-- Start RAW DATA --

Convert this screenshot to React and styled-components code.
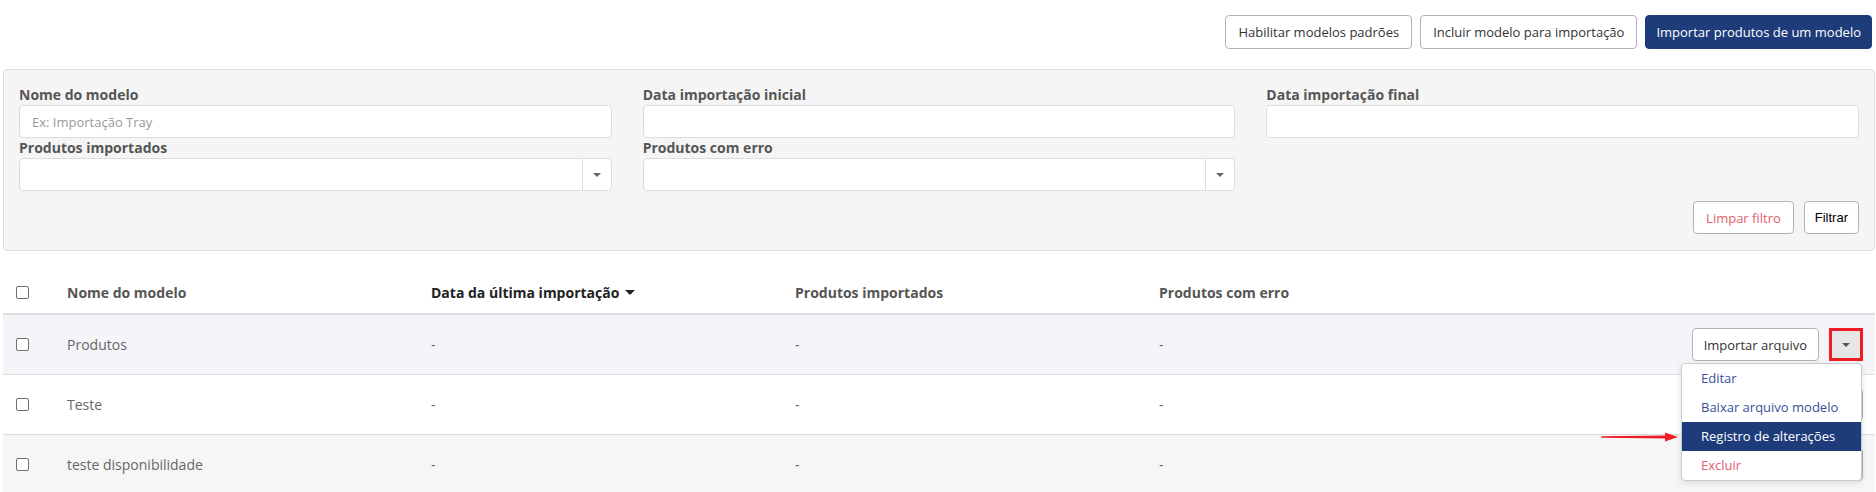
import React from 'react';
import styled, { createGlobalStyle } from 'styled-components';

const GlobalStyle = createGlobalStyle`
  body {
    margin: 0;
    background: #fff;
    font-family: "Open Sans", "Liberation Sans", sans-serif;
    color: #333;
  }
`;

const Page = styled.div`
  padding: 0 1px 0 3px;
`;

const Toolbar = styled.div`
  display: flex;
  justify-content: flex-end;
  gap: 8px;
  padding: 15px 3px 0 0;
  margin-bottom: 20px;
`;

const ToolButton = styled.button`
  height: 34px;
  padding: 0 ${p => (p.primary ? 10 : 12)}px;
  border-radius: 4px;
  font-family: "Open Sans", sans-serif;
  font-size: 13px;
  border: 1px solid ${p => (p.primary ? '#1e3c7a' : '#b3b3b3')};
  background: ${p => (p.primary ? '#1e3c7a' : '#fff')};
  color: ${p => (p.primary ? '#fff' : '#333')};
`;

const FilterPanel = styled.div`
  border: 1px solid #ddd;
  border-radius: 4px;
  background: #f5f5f5;
  padding: 15px 15px 16px;
`;

const FieldGrid = styled.div`
  display: grid;
  grid-template-columns: repeat(3, 1fr);
  column-gap: 31px;
`;

const Field = styled.div`
  display: flex;
  flex-direction: column;
`;

const Label = styled.label`
  font-size: 14px;
  font-weight: 700;
  line-height: 20px;
  color: #555;
`;

const TextInput = styled.input`
  box-sizing: border-box;
  height: 33px;
  border: 1px solid #ddd;
  border-radius: 4px;
  background: #fff;
  padding: 0 12px;
  font-family: "Open Sans", sans-serif;
  font-size: 13px;
  color: #333;
  &::placeholder {
    color: #999;
  }
`;

const SelectBox = styled.div`
  box-sizing: border-box;
  height: 33px;
  border: 1px solid #ddd;
  border-radius: 4px;
  background: #fff;
  display: flex;
  justify-content: flex-end;
`;

const SelectArrow = styled.div`
  width: 28px;
  border-left: 1px solid #ddd;
  display: flex;
  align-items: center;
  justify-content: center;
`;

const Caret = styled.span`
  display: inline-block;
  width: 0;
  height: 0;
  border-left: ${p => p.size || 4}px solid transparent;
  border-right: ${p => p.size || 4}px solid transparent;
  border-top: ${p => p.size || 4}px solid ${p => p.color || '#666'};
`;

const FilterActions = styled.div`
  display: flex;
  justify-content: flex-end;
  gap: 10px;
  margin-top: 10px;
`;

const FilterButton = styled.button`
  height: 33px;
  padding: 0 ${p => (p.plain ? 10 : 12)}px;
  border: 1px solid #b3b3b3;
  border-radius: 4px;
  background: #fff;
  font-size: 13px;
  font-family: ${p => (p.plain ? '"Liberation Sans", Arial, sans-serif' : '"Open Sans", sans-serif')};
  color: ${p => p.tone || '#000'};
`;

const Table = styled.div`
  margin-top: 20px;
`;

const columns = '52px 364px 364px 364px 364px 1fr';

const HeaderRow = styled.div`
  display: grid;
  grid-template-columns: ${columns};
  align-items: center;
  height: 42px;
  border-bottom: 2px solid #ddd;
`;

const Row = styled.div`
  display: grid;
  grid-template-columns: ${columns};
  align-items: center;
  height: 59px;
  border-bottom: 1px solid #ddd;
  background: ${p => p.bg || '#fff'};
`;

const CheckCell = styled.div`
  padding-left: 13px;
  display: flex;
  align-items: center;
`;

const Check = styled.input`
  appearance: none;
  margin: 0;
  width: 13px;
  height: 13px;
  border: 1px solid #707070;
  border-radius: 2px;
  background: #fff;
`;

const HeadCell = styled.div`
  padding-left: 12px;
  font-size: 14px;
  font-weight: 700;
  color: ${p => p.color || '#555'};
  display: flex;
  align-items: center;
  gap: 6px;
`;

const Cell = styled.div`
  padding-left: 12px;
  font-size: 14px;
  color: #666;
`;

const ActionsCell = styled.div`
  display: flex;
  justify-content: flex-end;
  padding-right: 12px;
`;

const ButtonGroup = styled.div`
  position: relative;
  display: flex;
  gap: 10px;
`;

const ImportButton = styled.button`
  height: 33px;
  padding: 0 11px;
  border: 1px solid #b3b3b3;
  border-radius: 4px;
  background: #fff;
  font-family: "Open Sans", sans-serif;
  font-size: 13px;
  color: #333;
`;

const ToggleButton = styled.button`
  box-sizing: border-box;
  width: 34px;
  height: 33px;
  padding: 0;
  display: flex;
  align-items: center;
  justify-content: center;
  border-radius: ${p => (p.marked ? '0' : '4px')};
  border: ${p => (p.marked ? '3px solid #ee1c25' : '1px solid #b3b3b3')};
  background: ${p => (p.marked ? '#e6e6e6' : '#fff')};
`;

const Menu = styled.div`
  position: absolute;
  top: calc(100% + 2px);
  right: 1px;
  z-index: 10;
  width: 181px;
  box-sizing: border-box;
  background: #fff;
  border: 1px solid #ccc;
  border-radius: 4px;
  box-shadow: 0 2px 6px rgba(0, 0, 0, 0.12);
`;

const MenuItem = styled.div`
  height: 29px;
  line-height: 29px;
  padding: 0 19px;
  font-size: 13px;
  white-space: nowrap;
  color: ${p => (p.active ? '#fff' : p.tone || '#3a4f98')};
  background: ${p => (p.active ? '#1e3c7a' : 'transparent')};
`;

const Pointer = styled.svg`
  position: absolute;
  right: calc(100% + 3px);
  top: 67px;
`;

const rows = [
  { name: 'Produtos', bg: '#f5f5f9', open: true },
  { name: 'Teste', bg: '#fff' },
  { name: 'teste disponibilidade', bg: '#f6f6f6' },
];

const RowActions = ({ open }) => (
  <ActionsCell>
    <ButtonGroup>
      <ImportButton>Importar arquivo</ImportButton>
      <ToggleButton marked={open}>
        <Caret size={4} color="#555" />
      </ToggleButton>
      {open && (
        <Menu>
          <MenuItem>Editar</MenuItem>
          <MenuItem>Baixar arquivo modelo</MenuItem>
          <MenuItem active>Registro de alterações</MenuItem>
          <MenuItem tone="#e0606c">Excluir</MenuItem>
          <Pointer width="78" height="12" viewBox="0 0 78 12">
            <path d="M1 6 L66 5.2 L66 6.8 Z" fill="#ee1c25" stroke="#ee1c25" strokeWidth="1.6" strokeLinejoin="round" />
            <polygon points="64,1.5 77,6 64,10.5" fill="#ee1c25" />
          </Pointer>
        </Menu>
      )}
    </ButtonGroup>
  </ActionsCell>
);

const App = () => (
  <Page>
    <GlobalStyle />
    <Toolbar>
      <ToolButton>Habilitar modelos padrões</ToolButton>
      <ToolButton>Incluir modelo para importação</ToolButton>
      <ToolButton primary>Importar produtos de um modelo</ToolButton>
    </Toolbar>

    <FilterPanel>
      <FieldGrid>
        <Field>
          <Label>Nome do modelo</Label>
          <TextInput placeholder="Ex: Importação Tray" />
        </Field>
        <Field>
          <Label>Data importação inicial</Label>
          <TextInput />
        </Field>
        <Field>
          <Label>Data importação final</Label>
          <TextInput />
        </Field>
        <Field>
          <Label>Produtos importados</Label>
          <SelectBox>
            <SelectArrow><Caret /></SelectArrow>
          </SelectBox>
        </Field>
        <Field>
          <Label>Produtos com erro</Label>
          <SelectBox>
            <SelectArrow><Caret /></SelectArrow>
          </SelectBox>
        </Field>
      </FieldGrid>
      <FilterActions>
        <FilterButton tone="#e0606c">Limpar filtro</FilterButton>
        <FilterButton plain>Filtrar</FilterButton>
      </FilterActions>
    </FilterPanel>

    <Table>
      <HeaderRow>
        <CheckCell><Check type="checkbox" readOnly /></CheckCell>
        <HeadCell>Nome do modelo</HeadCell>
        <HeadCell color="#222">
          Data da última importação <Caret size={5} color="#222" />
        </HeadCell>
        <HeadCell>Produtos importados</HeadCell>
        <HeadCell>Produtos com erro</HeadCell>
        <div />
      </HeaderRow>
      {rows.map(r => (
        <Row key={r.name} bg={r.bg}>
          <CheckCell><Check type="checkbox" readOnly /></CheckCell>
          <Cell>{r.name}</Cell>
          <Cell>-</Cell>
          <Cell>-</Cell>
          <Cell>-</Cell>
          <RowActions open={r.open} />
        </Row>
      ))}
    </Table>
  </Page>
);

export default App;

-- End RAW DATA --

Find the lines above that contain the word "React" and collect them.

Convert this screenshot to React and styled-components code.
import React from 'react';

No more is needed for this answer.